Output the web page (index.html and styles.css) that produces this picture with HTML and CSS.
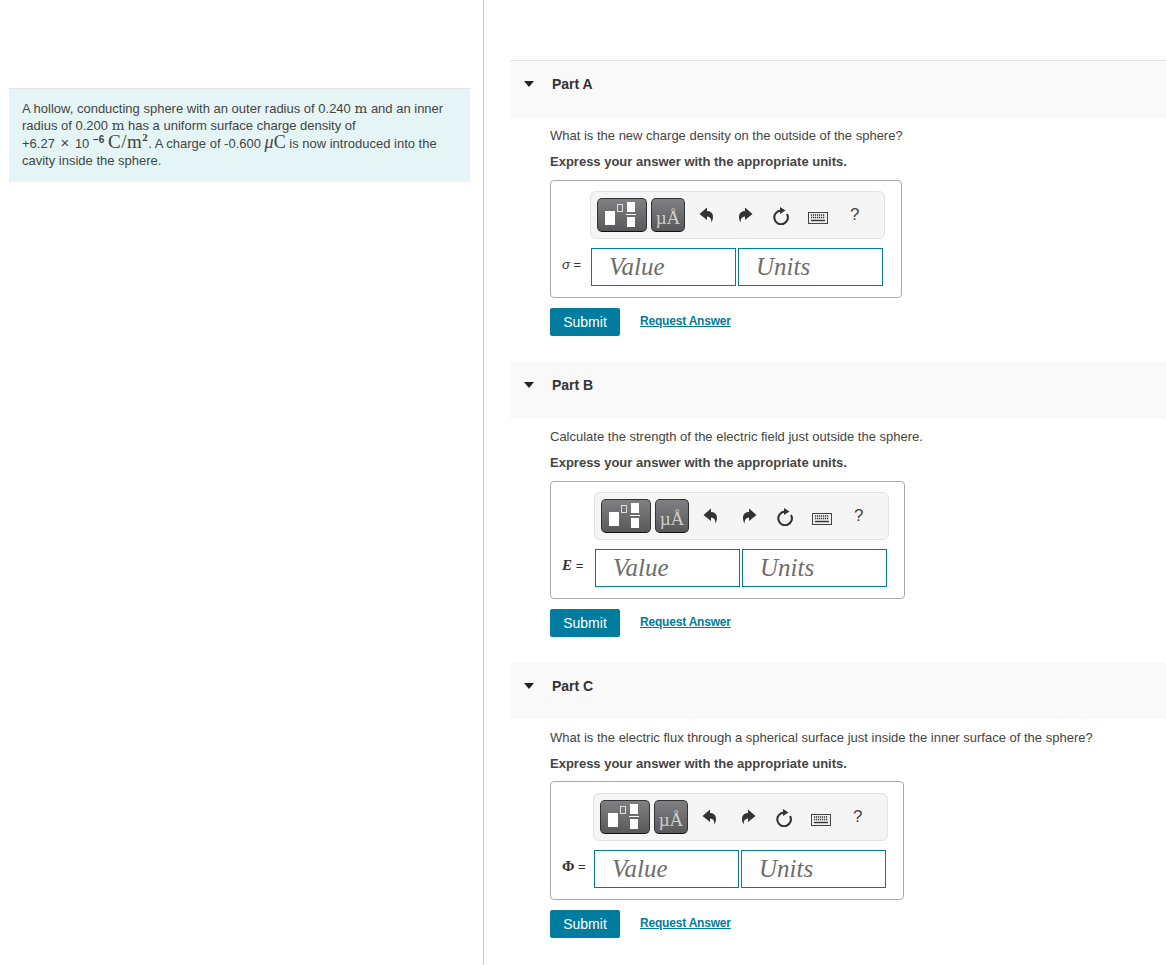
FILE: index.html
```html
<!DOCTYPE html>
<html>
<head>
    <title>Part A</title>
    <link rel="stylesheet" href="styles.css">
</head>
<body>
    <svg class="defs" width="0" height="0">
        <symbol id="undo" viewBox="0 0 16 16"><path d="M8 0.5 L0.5 7 L8 13 V9.5 C11 9.5 12.5 11.5 12.5 15.5 C15 11 15 4 8 4 Z"/></symbol>
        <symbol id="redo" viewBox="0 0 16 16"><path d="M8 0.5 L15.5 7 L8 13 V9.5 C5 9.5 3.5 11.5 3.5 15.5 C1 11 1 4 8 4 Z"/></symbol>
        <symbol id="reset" viewBox="0 0 18 18"><path d="M9 3.6 A6.8 6.8 0 1 0 15 7" fill="none" stroke="#333" stroke-width="2.1"/><path d="M8 0 L13.5 3.4 L8 7 Z"/></symbol>
        <symbol id="keys" viewBox="0 0 20 12"><rect x="0.5" y="0.5" width="19" height="11" fill="#eee" stroke="#444"/><path d="M3 3h14M3 5.5h14" stroke="#333" stroke-width="1.3" stroke-dasharray="1.2 .8"/><path d="M3 8.5h14" stroke="#333" stroke-width="1.4"/></symbol>
    </svg>

    <div class="left-pane">
        <div class="statement">
            A hollow, conducting sphere with an outer radius of 0.240 <span class="unit">m</span> and an inner radius of 0.200 <span class="unit">m</span> has a uniform surface charge density of<br>
            +6.27 <span class="times">&times;</span> 10 <sup class="exp">&minus;6</sup> <span class="unit big">C/m<sup>2</sup></span>. A charge of -0.600 <span class="unit mid"><i>&mu;</i>C</span> is now introduced into the cavity inside the sphere.
        </div>
    </div>

    <div class="right-pane">
        <section class="part part-a">
            <div class="part-head"><span class="caret"></span><span class="part-title">Part A</span></div>
            <div class="part-body">
                <p class="question">What is the new charge density on the outside of the sphere?</p>
                <p class="express">Express your answer with the appropriate units.</p>
                <div class="answer-box">
                    <div class="answer-label"><i>&sigma;</i> =</div>
                    <div class="answer-main">
                        <div class="toolbar">
                            <div class="tool-btn tpl"><span class="sq"></span><span class="sup-sq"></span><span class="frac"><b></b><em></em><b></b></span></div>
                            <div class="tool-btn mu">&micro;&Aring;</div>
                            <svg class="ic ic-undo"><use href="#undo"/></svg>
                            <svg class="ic ic-redo"><use href="#redo"/></svg>
                            <svg class="ic ic-reset"><use href="#reset"/></svg>
                            <svg class="ic ic-keys"><use href="#keys"/></svg>
                            <span class="help">?</span>
                        </div>
                        <div class="inputs"><div class="field">Value</div><div class="field">Units</div></div>
                    </div>
                </div>
                <div class="actions"><button class="submit">Submit</button><a class="req" href="#">Request Answer</a></div>
            </div>
        </section>

        <section class="part part-b">
            <div class="part-head"><span class="caret"></span><span class="part-title">Part B</span></div>
            <div class="part-body">
                <p class="question">Calculate the strength of the electric field just outside the sphere.</p>
                <p class="express">Express your answer with the appropriate units.</p>
                <div class="answer-box">
                    <div class="answer-label"><i class="serif">E</i> =</div>
                    <div class="answer-main">
                        <div class="toolbar">
                            <div class="tool-btn tpl"><span class="sq"></span><span class="sup-sq"></span><span class="frac"><b></b><em></em><b></b></span></div>
                            <div class="tool-btn mu">&micro;&Aring;</div>
                            <svg class="ic ic-undo"><use href="#undo"/></svg>
                            <svg class="ic ic-redo"><use href="#redo"/></svg>
                            <svg class="ic ic-reset"><use href="#reset"/></svg>
                            <svg class="ic ic-keys"><use href="#keys"/></svg>
                            <span class="help">?</span>
                        </div>
                        <div class="inputs"><div class="field">Value</div><div class="field">Units</div></div>
                    </div>
                </div>
                <div class="actions"><button class="submit">Submit</button><a class="req" href="#">Request Answer</a></div>
            </div>
        </section>

        <section class="part part-c">
            <div class="part-head"><span class="caret"></span><span class="part-title">Part C</span></div>
            <div class="part-body">
                <p class="question">What is the electric flux through a spherical surface just inside the inner surface of the sphere?</p>
                <p class="express">Express your answer with the appropriate units.</p>
                <div class="answer-box">
                    <div class="answer-label"><span class="serif">&Phi;</span> =</div>
                    <div class="answer-main">
                        <div class="toolbar">
                            <div class="tool-btn tpl"><span class="sq"></span><span class="sup-sq"></span><span class="frac"><b></b><em></em><b></b></span></div>
                            <div class="tool-btn mu">&micro;&Aring;</div>
                            <svg class="ic ic-undo"><use href="#undo"/></svg>
                            <svg class="ic ic-redo"><use href="#redo"/></svg>
                            <svg class="ic ic-reset"><use href="#reset"/></svg>
                            <svg class="ic ic-keys"><use href="#keys"/></svg>
                            <span class="help">?</span>
                        </div>
                        <div class="inputs"><div class="field">Value</div><div class="field">Units</div></div>
                    </div>
                </div>
                <div class="actions"><button class="submit">Submit</button><a class="req" href="#">Request Answer</a></div>
            </div>
        </section>
    </div>
</body>
</html>
```

FILE: styles.css
```css
html, body {
    margin: 0;
    padding: 0;
    height: 965px;
    overflow: hidden;
}

body {
    display: flex;
    font-family: "Liberation Sans", Arial, sans-serif;
    font-size: 13px;
    color: #333;
    background-color: #fff;
}

.defs {
    position: absolute;
}

.left-pane {
    flex-shrink: 0;
    box-sizing: border-box;
    width: 484px;
    height: 965px;
    padding-top: 88px;
    border-right: 1px solid #c8c8c8;
}

.statement {
    box-sizing: border-box;
    width: 461px;
    height: 94px;
    margin-left: 9px;
    padding: 11px 13px 0;
    background-color: #e5f5f6;
    border-top: 1px solid #dfe5e5;
    font-size: 13px;
    line-height: 17.3px;
    color: #444;
}

.unit {
    font-family: "DejaVu Serif", "Liberation Serif", serif;
    font-size: 13.5px;
    line-height: 10px;
}

.unit.big {
    font-family: "Liberation Serif", serif;
    font-size: 19px;
    letter-spacing: 0.5px;
}

.unit.mid {
    font-family: "Liberation Serif", serif;
    font-size: 18px;
}

.unit sup {
    font-size: 11px;
    font-weight: bold;
    line-height: 0;
}

.times {
    margin: 0 2px;
    font-size: 15px;
    line-height: 10px;
}

.exp {
    font-size: 10px;
    font-weight: bold;
    line-height: 0;
}

.right-pane {
    flex: 1;
    margin-left: 26px;
    padding-top: 60px;
}

.part {
    margin-bottom: 26px;
}

.part-head {
    display: flex;
    align-items: flex-start;
    box-sizing: border-box;
    height: 57px;
    padding-top: 15px;
    background-color: #f9f9f9;
}

.part-a .part-head {
    height: 58px;
    border-top: 1px solid #e0e0e0;
}

.part-c .part-head {
    height: 56px;
}

.caret {
    width: 0;
    height: 0;
    margin: 5px 0 0 14px;
    border-left: 5.5px solid transparent;
    border-right: 5.5px solid transparent;
    border-top: 6px solid #222;
}

.part-title {
    margin-left: 18px;
    font-size: 14px;
    font-weight: bold;
    line-height: 16px;
    color: #333;
}

.part-body {
    padding: 9px 0 0 40px;
}

.part-c .part-body {
    padding-top: 10px;
}

.question {
    margin: 0;
    font-size: 13px;
    line-height: 17px;
    color: #444;
}

.express {
    margin: 9px 0 10px;
    font-size: 13px;
    font-weight: bold;
    line-height: 17px;
    color: #444;
}

.part-c .express {
    margin-bottom: 9px;
}

.answer-box {
    display: inline-flex;
    align-items: flex-start;
    box-sizing: border-box;
    height: 118px;
    padding: 10px 16px 0 11px;
    border: 1px solid #aaa;
    border-radius: 4px;
    vertical-align: top;
}

.part-b .answer-box {
    padding-right: 15px;
}

.part-c .answer-box {
    height: 119px;
    padding-top: 11px;
    padding-right: 15px;
}

.answer-label {
    min-width: 28px;
    padding-top: 65px;
    font-size: 13px;
    line-height: 17px;
    color: #333;
    white-space: nowrap;
}

.serif {
    font-family: "Liberation Serif", serif;
    font-weight: bold;
    font-size: 15px;
}

.answer-main {
    width: 295px;
}

.part-b .answer-main {
    margin-left: 4px;
}

.part-c .answer-main {
    margin-left: 3px;
}

.toolbar {
    position: relative;
    box-sizing: border-box;
    width: 295px;
    height: 48px;
    background-color: #f5f5f5;
    border: 1px solid #e2e2e2;
    border-radius: 6px;
}

.tool-btn {
    position: absolute;
    top: 6px;
    box-sizing: border-box;
    height: 34px;
    background: linear-gradient(#808082, #59595b);
    border: 1px solid #333;
    border-bottom-color: #111;
    border-radius: 5px;
}

.tpl {
    left: 6px;
    width: 50px;
}

.tpl .sq {
    position: absolute;
    left: 7px;
    top: 12px;
    width: 10px;
    height: 14px;
    background-color: #fff;
}

.tpl .sup-sq {
    position: absolute;
    left: 19px;
    top: 5px;
    width: 4px;
    height: 6px;
    border: 1px solid #ddd;
}

.frac {
    position: absolute;
    left: 29px;
    top: 3px;
    width: 8px;
}

.frac b {
    display: block;
    height: 10px;
    background-color: #fff;
}

.frac em {
    display: block;
    height: 1px;
    margin: 2px -1px;
    background-color: #fff;
}

.mu {
    left: 60px;
    width: 34px;
    font-family: "Liberation Serif", serif;
    font-size: 19px;
    line-height: 37px;
    text-align: center;
    color: #ccc;
}

.ic {
    position: absolute;
    fill: #333;
}

.ic-undo {
    left: 108px;
    top: 15px;
    width: 16px;
    height: 16px;
}

.ic-redo {
    left: 146px;
    top: 15px;
    width: 16px;
    height: 16px;
}

.ic-reset {
    left: 181px;
    top: 15px;
    width: 18px;
    height: 18px;
}

.ic-keys {
    left: 217px;
    top: 20px;
    width: 20px;
    height: 12px;
}

.help {
    position: absolute;
    left: 259px;
    top: 14px;
    font-size: 17px;
    line-height: 18px;
    color: #444;
}

.inputs {
    display: flex;
    gap: 2px;
    margin: 9px 0 0 1px;
}

.field {
    box-sizing: border-box;
    width: 145px;
    height: 38px;
    padding-left: 17px;
    border: 1px solid #007c9e;
    background-color: #fff;
    font-family: "Liberation Serif", serif;
    font-style: italic;
    font-size: 25px;
    line-height: 35px;
    color: #6d6d6d;
}

.actions {
    display: flex;
    align-items: flex-start;
    margin-top: 10px;
}

.submit {
    width: 70px;
    height: 28px;
    padding: 0;
    border: none;
    border-radius: 2px;
    background-color: #007c9e;
    color: #fff;
    font-family: "Liberation Sans", Arial, sans-serif;
    font-size: 14px;
}

.req {
    margin-top: 5px;
    margin-left: 20px;
    font-size: 12px;
    font-weight: bold;
    letter-spacing: -0.2px;
    line-height: 16px;
    color: #007c9e;
}
```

────────────────────

### WHAT THE TASK ASKS:
Copy out all lines from the material above that contain the string "styles".

### FULL RESPONSE:
Output the web page (index.html and styles.css) that produces this picture with HTML and CSS.
    <link rel="stylesheet" href="styles.css">
FILE: styles.css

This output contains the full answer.